RESISTANCE IN BELGIUM-MECHELEN
In the summer of 1942, the Germans made preparations to deport the Jews of Belgium. They converted the Dossin de St. Georges military barracks in the city of Mechelen (Fr., Malines) into a transit camp. Mechelen, a city of 60,000, was considered an ideal location for this purpose. Located halfway between Antwerp and Brussels, two cities which contained most of the Jewish population of Belgium, the city had good rail connections to the east. The camp consisted of a single three-story building surrounded by barbed wire. It was located in a densely populated area of the town, near the Dijle River. The camp staff was mostly German, with a few Flemish Belgian auxiliaries. The camp was officially under the command of Phillip Schmitt, commandant of the Breendonk camp. The acting commandant was SS officer Rudolph Steckmann.

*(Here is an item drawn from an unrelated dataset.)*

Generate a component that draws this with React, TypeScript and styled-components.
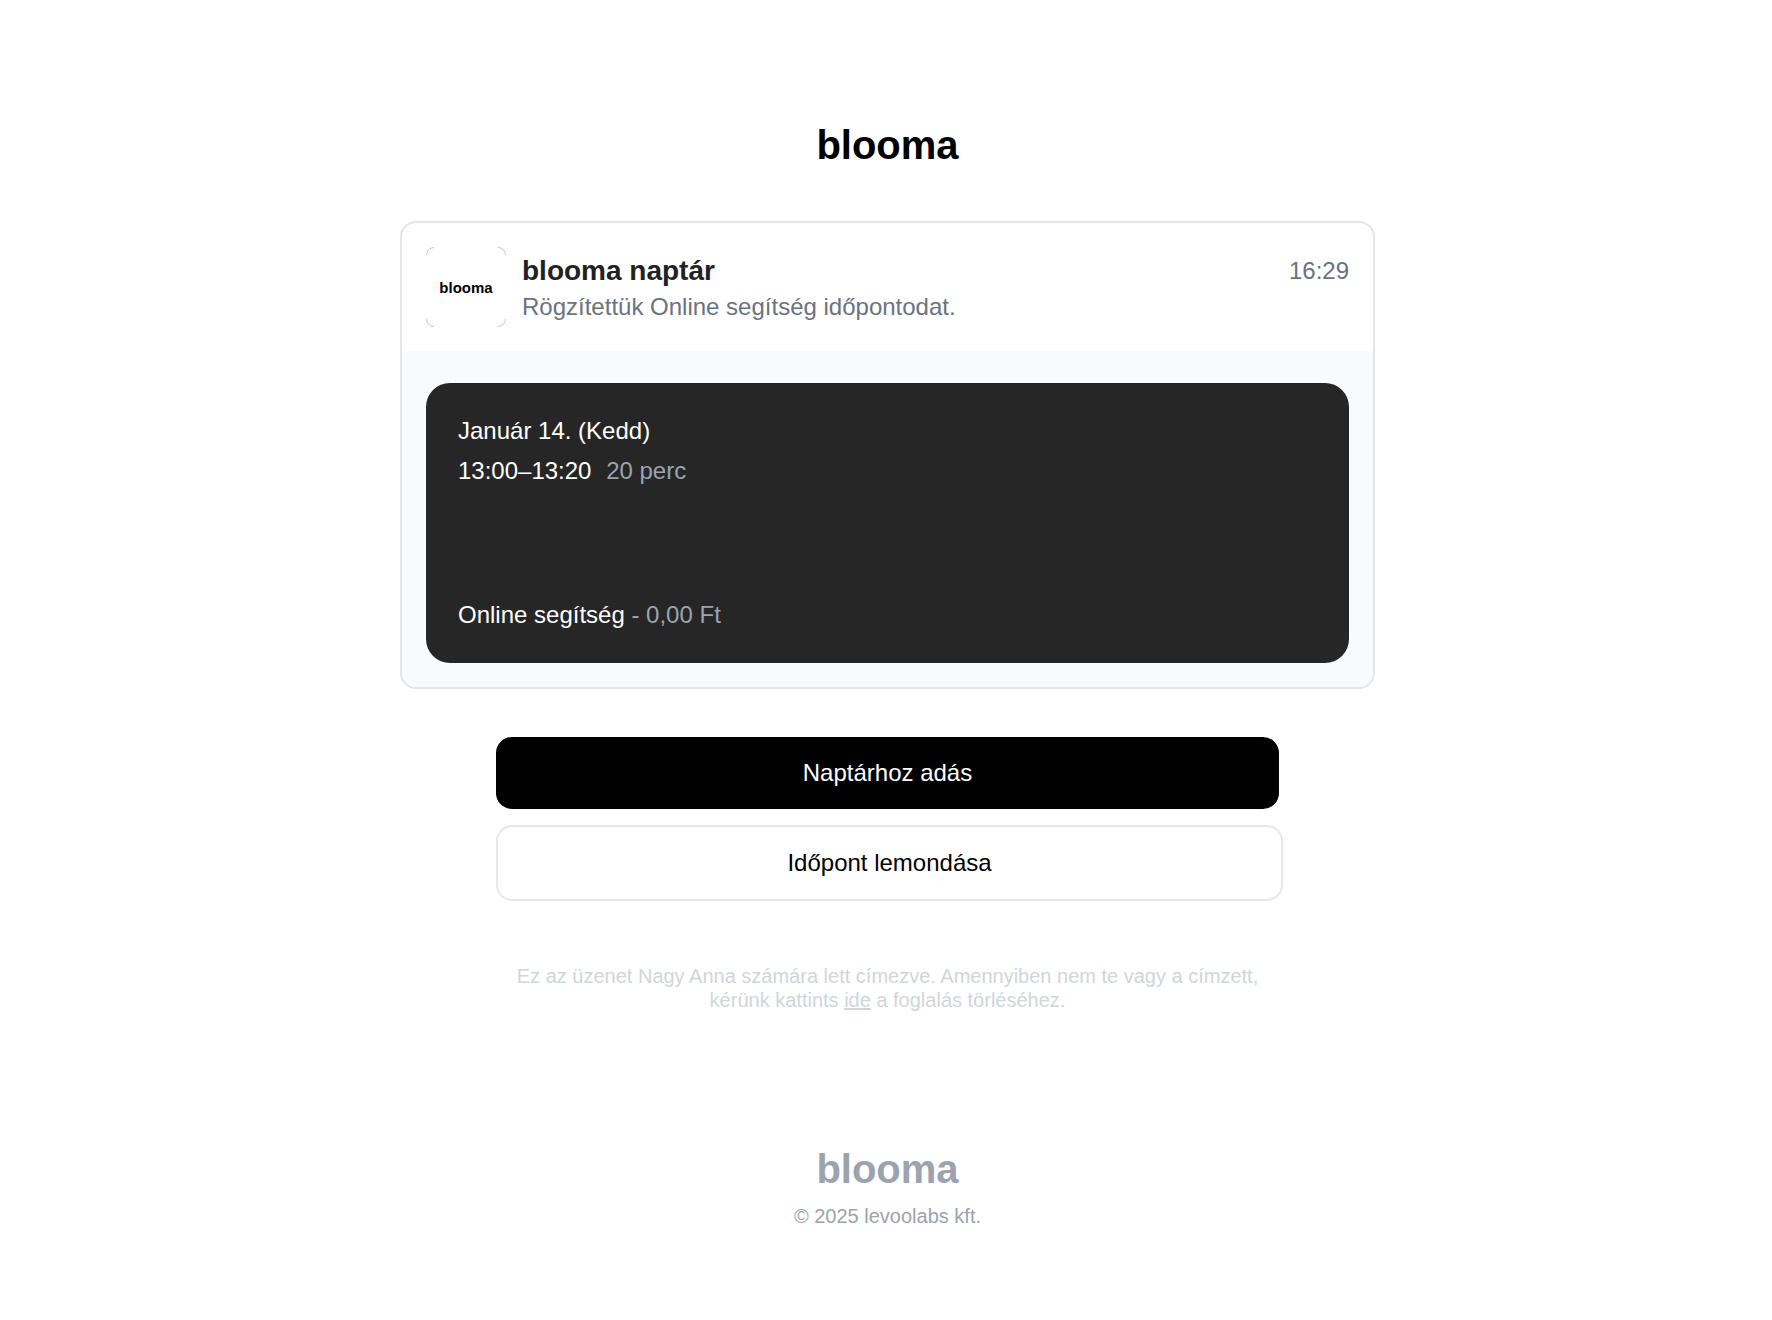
import React from "react";
import styled, { createGlobalStyle } from "styled-components";

const GlobalStyle = createGlobalStyle`
  body {
    margin: 0;
    background: #ffffff;
    color: #000000;
    font-family: "Liberation Sans", Arial, Helvetica, sans-serif;
    font-size: 24px;
    line-height: 28px;
  }
`;

const Page = styled.div`
  display: flex;
  flex-direction: column;
  align-items: center;
  padding: 121px 0 93px 3px;
`;

const Wordmark = styled.div<{ $muted?: boolean }>`
  color: ${(p) => (p.$muted ? "#9ca3af" : "#000000")};
  font-size: 40px;
  font-weight: 700;
  line-height: 48px;
`;

const Content = styled.main`
  width: 100%;
  max-width: 975px;
  margin-top: 52px;
`;

const Card = styled.section`
  border: 2px solid #e5e5e5;
  border-radius: 16px;
  overflow: hidden;
`;

const CardHeader = styled.header`
  display: flex;
  align-items: flex-start;
  gap: 16px;
  padding: 24px;
  line-height: 36px;
`;

const Avatar = styled.svg`
  flex: none;
  width: 80px;
  height: 80px;
`;

const Heading = styled.div`
  flex: 1;
  padding-top: 6px;
`;

const Title = styled.h1`
  margin: 0;
  color: #222222;
  font-size: 28px;
  font-weight: 700;
  line-height: 36px;
`;

const Subtitle = styled.p`
  margin: 0;
  color: #6b7280;
`;

const Time = styled.time`
  padding-top: 6px;
  color: #6b7280;
`;

const CardBody = styled.div`
  padding: 32px 24px 24px;
  background: #f9fafb;
`;

const Booking = styled.div`
  display: flex;
  flex-direction: column;
  justify-content: space-between;
  gap: 104px;
  padding: 28px 32px;
  border-radius: 24px;
  background: #262626;
  color: #ffffff;
  line-height: 40px;
`;

const Detail = styled.span<{ $spaced?: boolean }>`
  margin-left: ${(p) => (p.$spaced ? "8px" : "0")};
  color: #9ca3af;
`;

const Actions = styled.div`
  display: flex;
  flex-direction: column;
  align-items: flex-start;
  gap: 16px;
  margin: 48px 96px 0;
`;

const Action = styled.button<{ $outlined?: boolean }>`
  box-sizing: content-box;
  width: 100%;
  padding: 22px 0;
  border: ${(p) => (p.$outlined ? "2px solid #e5e7eb" : "none")};
  border-radius: 16px;
  background: ${(p) => (p.$outlined ? "#ffffff" : "#000000")};
  color: ${(p) => (p.$outlined ? "#000000" : "#ffffff")};
  font: inherit;
  cursor: pointer;
`;

const Notice = styled.p`
  margin: 63px 96px 0;
  color: #d1d5db;
  font-size: 20px;
  line-height: 24px;
  text-align: center;

  a {
    color: inherit;
  }
`;

const Footer = styled.footer`
  display: flex;
  flex-direction: column;
  align-items: center;
  gap: 11px;
  margin-top: 133px;
  color: #9ca3af;
  font-size: 20px;
  line-height: 24px;
`;

export default function App() {
  return (
    <>
      <GlobalStyle />
      <Page>
        <Wordmark>blooma</Wordmark>
        <Content>
          <Card>
            <CardHeader>
              <Avatar viewBox="0 0 80 80" aria-hidden="true">
                <path
                  d="M0.5 8A7.5 7.5 0 0 1 8 0.5M72 0.5A7.5 7.5 0 0 1 79.5 8M79.5 72A7.5 7.5 0 0 1 72 79.5M8 79.5A7.5 7.5 0 0 1 0.5 72"
                  fill="none"
                  stroke="#c4c4c4"
                />
                <text x="40" y="46" textAnchor="middle" fontSize="15" fontWeight="700">
                  blooma
                </text>
              </Avatar>
              <Heading>
                <Title>blooma naptár</Title>
                <Subtitle>Rögzítettük Online segítség időpontodat.</Subtitle>
              </Heading>
              <Time>16:29</Time>
            </CardHeader>
            <CardBody>
              <Booking>
                <div>
                  <div>Január 14. (Kedd)</div>
                  <div>
                    13:00–13:20 <Detail $spaced>20 perc</Detail>
                  </div>
                </div>
                <div>
                  Online segítség <Detail>- 0,00 Ft</Detail>
                </div>
              </Booking>
            </CardBody>
          </Card>
          <Actions>
            <Action type="button">Naptárhoz adás</Action>
            <Action type="button" $outlined>
              Időpont lemondása
            </Action>
          </Actions>
          <Notice>
            Ez az üzenet Nagy Anna számára lett címezve. Amennyiben nem te vagy a címzett, kérünk
            kattints <a href="#cancel">ide</a> a foglalás törléséhez.
          </Notice>
        </Content>
        <Footer>
          <Wordmark $muted>blooma</Wordmark>
          <div>© 2025 levoolabs kft.</div>
        </Footer>
      </Page>
    </>
  );
}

The first group of Jews arrived in the camp from Antwerp on July 27, 1942. Between August and December 1942, two transports with about 1,000 Jews each left the camp every week for Auschwitz-Birkenau. Between August 4, 1942, and July 31, 1944, a total of 28 trains carrying 25,257 Jews left Mechelen for Poland; most of them went to Auschwitz-Birkenau. This figure represented more than half of the Belgian Jews murdered during the Holocaust. In addition, German authorities sent several trainloads of Roma (Gypsies) from Mechelen to Auschwitz later in 1943 and in early 1944. The Belgian Jewish underground, assisted by the Belgian resistance, derailed several trains carrying Jews from the Mechelen camp to Auschwitz during 1942-1943. Although most of the Jews on those trains were deported in later transports to Auschwitz, about 500 Jewish prisoners managed to escape. In April 1943, 231 Jews attempted to escape from a transport. Train escort guards shot 23 of the fleeing Jews. As Allied forces approached, the Germans closed the Mechelen camp in September 1944.